Taking a different approach, Di Pietro and Tenca (Citation2023) perform a textual analysis of equity crowdfunding campaigns on Crowdcube and Seedrs and uncover how entrepreneurs’ display of passion affects the success of these fundraising endeavors. The authors suggest that entrepreneurs signal their quality and commitment through passionate language in writing (e.g., through the usage of words like “amazing” or “committed”). The findings suggest that greater entrepreneurial passion increases the chances of campaign success, and that this effect is further reinforced by the entrepreneurs’ prior start-up experience (that is passion is a signal is more credible when the entrepreneur has experience in building startups).

On the supply side of entrepreneurial finance, Sun and Zheng (Citation2024) conduct a field experiment over the investors and entrepreneurs in China to distill the features and effectiveness of the intuitive vs. cognitive mental processes of VC investors facing investment decision making problem. In the experiment, investors were randomly separated into two groups – intuitive and analysis ones – and were assigned the role of judges in the entrepreneurial pitch competition. Intuitive group had to evaluate projects after every pitch, and in a relatively short period of time, hence intuitive and impression-based evaluation. In contrast, analysis group was provided by a thoroughly designed evaluation grid referring to the industry, market, product, risk, and team characteristics of the entrepreneurial projects. The authors show that when investors use intuition to make investment decisions they rely much more on the quality of the entrepreneurial team, compared to investors from the analysis group. Quite surprisingly, the authors also find that intuitive cognitive process is more efficient than the analytical one, in that projects selected by investors from intuitive group had better performance nine months after the competition.
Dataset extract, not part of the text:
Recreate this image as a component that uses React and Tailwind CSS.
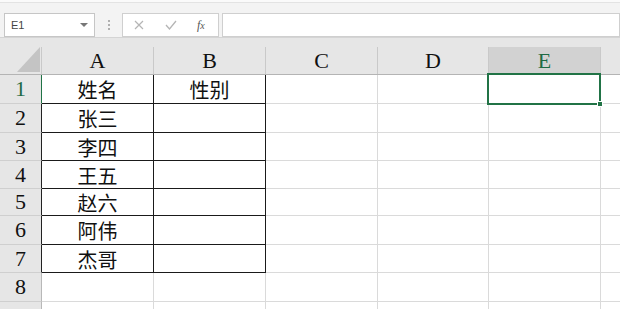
import React from 'react';

const cols = [
  { key: 'A', w: 'w-[112px]' },
  { key: 'B', w: 'w-[112px]' },
  { key: 'C', w: 'w-[112px]' },
  { key: 'D', w: 'w-[111px]' },
  { key: 'E', w: 'w-[112px]' },
];

const heights = ['h-[29px]', 'h-[29px]', 'h-[28px]', 'h-[28px]', 'h-[27px]', 'h-[29px]', 'h-[28px]', 'h-[29px]', 'h-[29px]'];

const data = [
  ['姓名', '性别'],
  ['张三', ''],
  ['李四', ''],
  ['王五', ''],
  ['赵六', ''],
  ['阿伟', ''],
  ['杰哥', ''],
];

const serif = { fontFamily: '"Liberation Serif", "Noto Sans CJK SC", serif' };

function Toolbar() {
  return (
    <div className="h-[38px] bg-[#f3f3f3] border-b border-[#d4d4d4] relative">
      <div className="h-[3px] bg-[#fafafa] border-b border-[#e3e3e3]" />
      <div className="flex items-center pt-[10px] pl-[4px]">
        <div className="w-[91px] h-[24px] bg-white border border-[#c6c6c6] flex items-center justify-between pl-[6px] pr-[6px]">
          <span className="text-[11px] text-[#444]" style={{ fontFamily: '"Liberation Sans", Arial, sans-serif' }}>E1</span>
          <svg width="8" height="5" viewBox="0 0 8 5"><path d="M0 0 L8 0 L4 4 Z" fill="#777" /></svg>
        </div>
        <div className="w-[27px] flex flex-col items-center gap-[2px]">
          <span className="w-[2px] h-[2px] bg-[#b0b0b0]" />
          <span className="w-[2px] h-[2px] bg-[#b0b0b0]" />
          <span className="w-[2px] h-[2px] bg-[#b0b0b0]" />
        </div>
        <div className="w-[97px] h-[24px] bg-white border border-[#cfcfcf] flex items-center">
          <svg className="ml-[11px]" width="10" height="10" viewBox="0 0 10 10"><path d="M1 1 L9 9 M9 1 L1 9" stroke="#b5b5b5" strokeWidth="1.2" /></svg>
          <svg className="ml-[21px]" width="12" height="10" viewBox="0 0 12 10"><path d="M1 5 L4.5 9 L11 1" stroke="#b5b5b5" strokeWidth="1.3" fill="none" /></svg>
          <span className="ml-[20px] text-[12px] italic text-[#555]" style={{ fontFamily: '"Liberation Serif", serif' }}>f<span className="text-[10px]">x</span></span>
        </div>
        <div className="ml-[3px] flex-1 h-[24px] bg-white border border-[#cfcfcf]" />
      </div>
    </div>
  );
}

function ColumnHeader() {
  return (
    <div className="h-[37px] bg-[#e6e6e6] border-b border-[#b4b4b4] flex">
      <div className="w-[42px] h-[27px] mt-[9px] border-r border-[#c9c9c9] relative">
        <svg className="absolute left-[17px] top-0" width="24" height="26" viewBox="0 0 24 26"><path d="M23 0 L23 25 L0 25 Z" fill="#c4c4c4" /></svg>
      </div>
      {cols.map((c) => (
        <div
          key={c.key}
          className={`${c.w} h-[27px] mt-[9px] border-r border-[#c9c9c9] flex items-center justify-center text-[22px] leading-none ${c.key === 'E' ? 'bg-[#d2d2d2] text-[#1f6a44]' : 'text-[#111]'}`}
          style={serif}
        >
          {c.key}
        </div>
      ))}
      <div className="flex-1" />
    </div>
  );
}

function Row({ r }) {
  const inTable = r <= 7;
  const rowHdrBorder = r === 1 ? 'border-r-[#217346]' : inTable ? 'border-r-[#222]' : 'border-r-[#b8b8b8]';
  return (
    <div className={`flex ${heights[r - 1]}`}>
      <div
        className={`w-[42px] h-full bg-[#e6e6e6] border-r border-b border-b-[#cfcfcf] ${rowHdrBorder} flex items-center justify-center text-[22px] leading-none ${r === 1 ? 'text-[#1f6a44]' : 'text-[#111]'}`}
        style={serif}
      >
        {r <= 8 ? r : ''}
      </div>
      {cols.map((c, i) => {
        const black = inTable && i < 2;
        return (
          <div
            key={c.key}
            className={`${c.w} h-full border-r border-b ${black ? 'border-[#1a1a1a]' : 'border-[#dadada]'} flex items-center justify-center pt-[2px] text-[20px] leading-none text-[#111]`}
            style={{ fontFamily: '"Noto Sans CJK SC", "Noto Sans CJK JP", serif' }}
          >
            {black ? data[r - 1][i] : ''}
          </div>
        );
      })}
      <div className="flex-1 h-full border-b border-[#dadada]" />
    </div>
  );
}

export default function App() {
  return (
    <div className="w-[620px] h-[309px] overflow-hidden bg-white relative">
      <Toolbar />
      <ColumnHeader />
      {[1, 2, 3, 4, 5, 6, 7, 8, 9].map((r) => (
        <Row key={r} r={r} />
      ))}
      <div className="absolute left-[487px] top-[73px] w-[114px] h-[32px] border-2 border-[#217346]" />
      <div className="absolute left-[597px] top-[101px] w-[6px] h-[6px] bg-[#217346] border border-white" />
    </div>
  );
}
Lastly, Maureau and Tarillon (Citation2024) focus on the shared mental model (SMM) between French investors and entrepreneurs. The authors tried to tackle the question of “how can we access the entrepreneur’s and investor’s representations and measure their levels of alignment in the context of their intuitu-personae relationship?”.Footnote1 To do so, they applied the theory of shared mental models in the context of investor-entrepreneur relationships by conducting 16 interviews with four entrepreneur – investor dyads. Among others, their results show that a new dimension emerges in addition to the five traditional sub-dimensions of the SMM theory: past experience of the investor’s and entrepreneur’s in the domain. The authors also demonstrate the need for a multi-level and multi-approach for analyzing the alignment of entrepreneurs’ and VCs’ representations and for a better understanding of their relationship.

In concluding this editorial introduction, we emphasize that this special issue is by no means intended to provide final answers regarding the role of personality in entrepreneurial finance. Instead, we seek to spur the debate and spark further research in the field. Papers that make part of this special issue provide evidence based on data from the U.S., China, the Netherlands, the UK, and France. Yet, this is but a small subset of various economic, social, and cultural contexts in which investors and entrepreneurs interact; for this reason, we encourage more international research, before coming to any general or prescriptive conclusions. This special issue offers a plethora of other possibilities for future research, which we encourage.

For instance, recent advances suggest that intergenerational transmission mechanism may be at play in the general population (Zumbuehl, Dohmen, and Pfann Citation2021), but whether this holds true for entrepreneurs and investors is nevertheless worth considering. The cognitive modes of entrepreneurs (as opposed to those of investors studied by Sun and Zheng Citation2024) also deserves more academic attention. Di Pietro and Tenca (Citation2023) push us to wonder whether displayed personality can be purposefully manipulated to improve fundraising outcomes: if entrepreneurs can improve their chances of fundraising by displaying passion, what would stop them from “faking” it in their online narratives? And if they do, then how could the crowd disentangle true passion from the fake one? This resonates with Isaak et al. (Citation2024) focus on the delicate issue of perception, and whether different backgrounds and experience influence individuals’ perception of entrepreneurs’ personality traits. This is fundamental in an entrepreneurial finance context characterized by increasing heterogeneity of investors and investees (Block et al. Citation2017). How do investors characteristics influence perception and importance given to any entrepreneurial personality trait? Andreoli and ten Rouwelaar (Citation2024) focus on VC funds purpose, disentangling financial and impact-oriented funds. Yet the individuals working in such funds are likely to have distinct background and individual characteristics which surely play a role in their investment preferences (Scarlata, Walske, and Zacharakis Citation2017). Pushing the reasoning further, future research is surely needed on the role of personality traits of investors, and how they interact with those of the entrepreneurs’ seeking funds. Acknowledging Andreoli and ten Rouwelaar (Citation2024)’s first attempt in this direction, the most obvious question is still: do opposite or similar personality traits attract each other, and result is the best matches between investor and investee? As suggested by Maureau and Tarillon (Citation2024), the question of the best alignment of entrepreneurs and investors traits is likely best answered using a mixed method approach. We hope that these and all other avenues for further research discussed in each paper of this special issue will eventually lead to a better and richer understanding of the role of personality in the context of entrepreneurial finance.

Disclosure statement

No potential conflict of interest was reported by the author(s).

Notes

1. Interestingly, this question also echoes with the findings of Andreoli and ten Rouwelaar (this SI) who indicate a substantial degree of correlation (60%) between the entrepreneurs’ and investors’ self-assessed soft personality traits.